From Breadwinner to Unemployed: Coping With Sudden Job Loss

From the multi-millionaire business owner down to the minimum wage employee, job security is never a guarantee. Any given day something could arise that causes a once successful company to go bankrupt or a dedicated employee to be laid off. Though most people are aware of this, no one was likely prepared for the financial chaos the coronavirus pandemic inflicted on the country (and the world).

Seemingly out of nowhere the coronavirus spread through the country like wildfire prompting government officials to take quick action. They demanded that all non-essential businesses temporarily close their doors and highly-requested that all citizens remain sheltered in place to slow the spread. As a result, many businesses had no choice but to lay workers off to fill the financial gap leaving millions of Americans without a job. 

The Psychological Impact of Unemployment

Most men see themselves as providers for their households. You’re used to working hard to keep a roof over their head, clothes on their backs, food on the table, and keep the bills paid. Your family relies on you and you take pride in being able to supply their needs and desires. Yet suddenly, you find yourself without a job in the midst of a pandemic when your family needs you the most. 

Unemployment takes a psychological toll on a person. It eats away at your pride and for some, the very essence of what you believe manhood to be. This is especially true for men who were the breadwinners, sole providers, or those who feel they’ve left the burden on their spouses. You can’t help but feel helpless as the foundation you’ve provided for your loved ones starts to crumble. 

You start to feel useless, frustrated, angry, worried, scared, and depressed. In an effort to keep it all together you start looking to unhealthy gateways to cope. You might start gambling with the hopes of a huge payout, thinking about or participating in illegal activities like robberies or selling drugs, or self-medicating with drugs and alcohol to numb the pain. 

If you’ve started showing physical or psychological symptoms resulting from your recent unemployment, it is important to get help. Talk to your doctor, seek counseling, join a support group, rely on a trusted friend, relative, or mentor, and, if necessary, look for inpatient or outpatient treatment for addicts

Dealing With Unemployment Like a Boss

How do you deal with the realities of being unemployed during the coronavirus in a down economy? Here are some suggestions on how to deal with unemployment like a boss: 

  • File for Unemployment – The moment you’re let go from your place of employment, you should file for unemployment. The government has made some adjustments to the eligibility requirements making it possible for more people to qualify. This would, at the very least, give you some reliable income and also ease your stress. 

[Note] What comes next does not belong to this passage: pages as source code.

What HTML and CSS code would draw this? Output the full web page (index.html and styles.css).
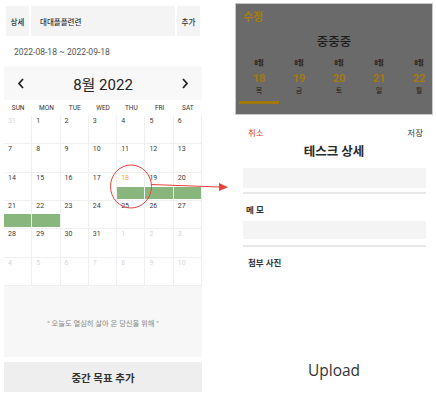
FILE: index.html
```html
<!DOCTYPE html>
<html lang="ko">
<head>
<meta charset="utf-8">
<link rel="stylesheet" href="styles.css">
</head>
<body>
<div class="page">
  <div class="left">
    <div class="topbar">
      <div class="chip">상세</div>
      <div class="field">대대플플련련</div>
      <div class="chip">추가</div>
    </div>
    <div class="range">2022-08-18 ~ 2022-09-18</div>
    <div class="cal-head">
      <svg class="nav" width="8" height="11" viewBox="0 0 8 11"><path d="M6 1 L2 5.5 L6 10" fill="none" stroke="#222" stroke-width="1.8"/></svg>
      <span class="month">8월 2022</span>
      <svg class="nav" width="8" height="11" viewBox="0 0 8 11"><path d="M2 1 L6 5.5 L2 10" fill="none" stroke="#222" stroke-width="1.8"/></svg>
    </div>
    <div class="weekdays">
      <span>SUN</span><span>MON</span><span>TUE</span><span>WED</span><span>THU</span><span>FRI</span><span>SAT</span>
    </div>
    <div class="grid">
      <div class="cell"><span class="num other">31</span></div>
      <div class="cell"><span class="num">1</span></div>
      <div class="cell"><span class="num">2</span></div>
      <div class="cell"><span class="num">3</span></div>
      <div class="cell"><span class="num">4</span></div>
      <div class="cell"><span class="num">5</span></div>
      <div class="cell"><span class="num">6</span></div>

      <div class="cell"><span class="num">7</span></div>
      <div class="cell"><span class="num">8</span></div>
      <div class="cell"><span class="num">9</span></div>
      <div class="cell"><span class="num">10</span></div>
      <div class="cell"><span class="num">11</span></div>
      <div class="cell"><span class="num">12</span></div>
      <div class="cell"><span class="num">13</span></div>

      <div class="cell"><span class="num">14</span></div>
      <div class="cell"><span class="num">15</span></div>
      <div class="cell"><span class="num">16</span></div>
      <div class="cell"><span class="num">17</span></div>
      <div class="cell"><span class="num today">18</span><div class="bar"></div></div>
      <div class="cell"><span class="num">19</span><div class="bar"></div></div>
      <div class="cell"><span class="num">20</span><div class="bar"></div></div>

      <div class="cell"><span class="num">21</span><div class="bar bar-b"></div></div>
      <div class="cell"><span class="num">22</span><div class="bar bar-b"></div></div>
      <div class="cell"><span class="num">23</span></div>
      <div class="cell"><span class="num">24</span></div>
      <div class="cell"><span class="num">25</span></div>
      <div class="cell"><span class="num">26</span></div>
      <div class="cell"><span class="num">27</span></div>

      <div class="cell"><span class="num">28</span></div>
      <div class="cell"><span class="num">29</span></div>
      <div class="cell"><span class="num">30</span></div>
      <div class="cell"><span class="num">31</span></div>
      <div class="cell"><span class="num other">1</span></div>
      <div class="cell"><span class="num other">2</span></div>
      <div class="cell"><span class="num other">3</span></div>

      <div class="cell"><span class="num other">4</span></div>
      <div class="cell"><span class="num other">5</span></div>
      <div class="cell"><span class="num other">6</span></div>
      <div class="cell"><span class="num other">7</span></div>
      <div class="cell"><span class="num other">8</span></div>
      <div class="cell"><span class="num other">9</span></div>
      <div class="cell"><span class="num other">10</span></div>
    </div>
    <div class="quote">" 오늘도 열심히 살아 온 당신을 위해 "</div>
    <div class="add">중간 목표 추가</div>
  </div>

  <div class="right">
    <div class="sheet">
      <div class="edit">수정</div>
      <div class="sheet-title">중중중</div>
      <div class="days">
        <div class="day active"><span class="m">8월</span><span class="d">18</span><span class="w">목</span><span class="line"></span></div>
        <div class="day"><span class="m">8월</span><span class="d">19</span><span class="w">금</span></div>
        <div class="day"><span class="m">8월</span><span class="d">20</span><span class="w">토</span></div>
        <div class="day"><span class="m">8월</span><span class="d">21</span><span class="w">일</span></div>
        <div class="day"><span class="m">8월</span><span class="d">22</span><span class="w">월</span></div>
      </div>
    </div>
    <div class="actions"><span class="cancel">취소</span><span class="save">저장</span></div>
    <div class="detail-title">테스크 상세</div>
    <div class="input input-a"></div>
    <div class="divider"></div>
    <div class="label">메 모</div>
    <div class="input input-b"></div>
    <div class="divider divider-b"></div>
    <div class="label label-photo">첨부 사진</div>
    <div class="upload">Upload</div>
  </div>

  <svg class="annot" width="436" height="404" viewBox="0 0 436 404">
    <ellipse cx="131" cy="186.5" rx="20.5" ry="21.5" fill="none" stroke="#e8403a" stroke-width="1"/>
    <line x1="151" y1="184.5" x2="220" y2="187" stroke="#e8403a" stroke-width="1.2"/>
    <polygon points="219,183 228,187.2 219,191" fill="#e8403a"/>
  </svg>
</div>
</body>
</html>
```

FILE: styles.css
```css
html, body {
  margin: 0;
  padding: 0;
  background: #ffffff;
}

body {
  font-family: "Roboto", "Noto Sans CJK KR", sans-serif;
  color: #333;
}

.page {
  position: relative;
  width: 436px;
  height: 404px;
  display: flex;
  overflow: hidden;
}

/* ---------- left ---------- */
.left {
  width: 198px;
  margin-left: 4px;
  display: flex;
  flex-direction: column;
}

.topbar {
  margin-top: 6px;
  padding: 0 2px;
  height: 30px;
  display: flex;
  gap: 2px;
}

.chip {
  width: 23px;
  background: #f4f4f4;
  font-size: 7.5px;
  font-weight: 500;
  color: #333;
  display: flex;
  align-items: center;
  justify-content: center;
}

.field {
  flex: 1;
  background: #f4f4f4;
  font-size: 7.5px;
  font-weight: 500;
  color: #333;
  padding-left: 9px;
  display: flex;
  align-items: center;
}

.range {
  margin-top: 10px;
  margin-left: 10px;
  height: 12px;
  line-height: 12px;
  font-size: 8.5px;
  color: #555;
}

.cal-head {
  margin-top: 8px;
  height: 34px;
  background: #f8f8f8;
  display: flex;
  align-items: center;
  justify-content: space-between;
  padding: 0 13px 0 13px;
}

.month {
  font-size: 15px;
  color: #222;
  padding-top: 1px;
}

.weekdays {
  height: 16px;
  display: grid;
  grid-template-columns: repeat(7, 1fr);
  align-items: center;
  font-size: 6.5px;
  color: #333;
  text-align: center;
}

.grid {
  height: 170px;
  display: grid;
  grid-template-columns: repeat(7, 1fr);
  grid-template-rows: repeat(6, 1fr);
}

.cell {
  border-right: 1px solid #efefef;
  border-bottom: 1px solid #efefef;
  display: flex;
  flex-direction: column;
  min-width: 0;
}

.num {
  display: block;
  padding: 1px 0 0 4px;
  height: 8px;
  line-height: 8px;
  font-size: 7px;
  color: #3a3a3a;
}

.num.other {
  color: #d6d6d6;
}

.num.today {
  color: #f0aa14;
}

.bar {
  margin-top: 5px;
  height: 12px;
  background: #88b67c;
}

.bar.bar-b {
  margin-top: 4px;
  height: 13px;
}

.quote {
  height: 71px;
  background: #f7f7f7;
  display: flex;
  align-items: center;
  justify-content: center;
  font-size: 7.3px;
  color: #858585;
  padding-top: 2px;
  box-sizing: border-box;
}

.add {
  margin-top: 5px;
  height: 30px;
  background: #eeeeee;
  display: flex;
  align-items: center;
  justify-content: center;
  font-size: 10.5px;
  font-weight: 700;
  color: #333;
}

/* ---------- right ---------- */
.right {
  margin-left: 33px;
  width: 198px;
  display: flex;
  flex-direction: column;
}

.sheet {
  margin-top: 3px;
  height: 112px;
  box-sizing: border-box;
  background: #6a6a6a;
  border: 1px solid #c9c9c9;
  overflow: hidden;
  display: flex;
  flex-direction: column;
}

.edit {
  margin: 7px 0 0 7px;
  height: 14px;
  line-height: 14px;
  font-size: 11px;
  font-weight: 700;
  color: #a87d0a;
}

.sheet-title {
  margin-top: 9px;
  height: 16px;
  line-height: 16px;
  text-align: center;
  font-size: 12.5px;
  font-weight: 500;
  color: #1c1c1c;
}

.days {
  margin: 8px 0 0 3px;
  display: flex;
}

.day {
  flex: 0 0 40px;
  display: flex;
  flex-direction: column;
  align-items: center;
}

.day .m {
  height: 10px;
  line-height: 10px;
  font-size: 6.5px;
  font-weight: 700;
  color: #1c1c1c;
}

.day .d {
  margin-top: 4px;
  height: 14px;
  line-height: 14px;
  font-size: 11px;
  font-weight: 700;
  color: #a47a0c;
}

.day .w {
  height: 10px;
  line-height: 10px;
  font-size: 7px;
  color: #1c1c1c;
}

.day .line {
  margin-top: 5px;
  width: 40px;
  height: 2.5px;
  background: #a27808;
}

.actions {
  margin-top: 12px;
  height: 12px;
  line-height: 12px;
  padding: 0 10px 0 13px;
  display: flex;
  justify-content: space-between;
  font-size: 8.5px;
}

.cancel {
  color: #e0441c;
}

.save {
  color: #333;
}

.detail-title {
  margin-top: 5px;
  height: 16px;
  line-height: 16px;
  text-align: center;
  font-size: 12.5px;
  font-weight: 700;
  color: #2a2a2a;
}

.input {
  margin: 8px 7px 0 8px;
  height: 20px;
  background: #f4f4f4;
}

.input.input-b {
  margin-top: 5px;
  height: 18px;
}

.divider {
  margin: 4px 7px 0 8px;
  height: 2px;
  background: #e8e8e8;
}

.divider.divider-b {
  margin-top: 6px;
}

.label {
  margin: 10px 0 0 11px;
  height: 12px;
  line-height: 12px;
  font-size: 8.5px;
  font-weight: 700;
  color: #333;
}

.label.label-photo {
  margin-left: 13px;
}

.upload {
  margin-top: 91px;
  height: 20px;
  line-height: 20px;
  text-align: center;
  font-family: "Open Sans", "Noto Sans", sans-serif;
  font-size: 15.5px;
  color: #333;
}

/* annotation overlay */
.annot {
  position: absolute;
  left: 0;
  top: 0;
  pointer-events: none;
}
```
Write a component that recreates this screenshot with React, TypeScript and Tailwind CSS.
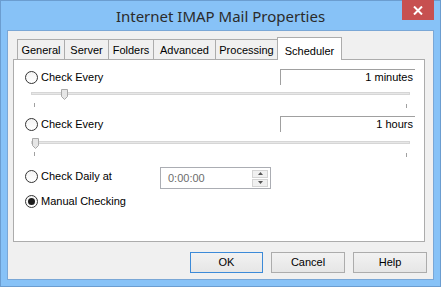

  • Apply for Assistance – Don’t allow pride to get in the way of you supporting yourself and your family. If you’ve recently been laid off due to the coronavirus there are government-funded programs you can turn to. These programs can help to pay for food, rent, utilities, health insurance, and more. Whatever programs you qualify for is one less thing you have to worry about.

  • Get Serious About Your Budget – Until you’re able to find another income source, you’re going to need to work with the money you have. Whether it’s cash from your emergency savings, your spouse’s income, unemployment benefits, or a monthly government stipend, calculate your monthly income. Then, compare it to your expenses. Any expenses that are unnecessary need to be eliminated or significantly reduced. Everything else, find ways to save or cut the costs. Manage your budget and be mindful of your spending to weather the storm. 

  • Find Ways to Make Money – While you’re putting in job applications you can also create other sources of income. There are several opportunities to make money online during the pandemic. While some will only generate a few bucks, others can supplement your income entirely. So, do some research to determine which options best fit your schedule and needs. 

  • Take Care of Your Health – Above all else, prioritize your health. If you are not physically or emotionally at your best, you’re unable to be there for your family during these uncertain times. Make sure that you’re eating right, exercising, getting plenty of rest, and indulging in activities that you enjoy (i.e. video games, reading, listening to music, working on a hobby, spending time with the kids, etc). 

Coping with sudden job loss during the coronavirus pandemic is nothing short of challenging. Be that as it may, allowing this to eat away at your emotional and physical health will only make matters worse. Though things may be tight right now, the best thing you can do for yourself and those who rely on you is take a few deep breaths, create a plan, and overcome unemployment like a boss.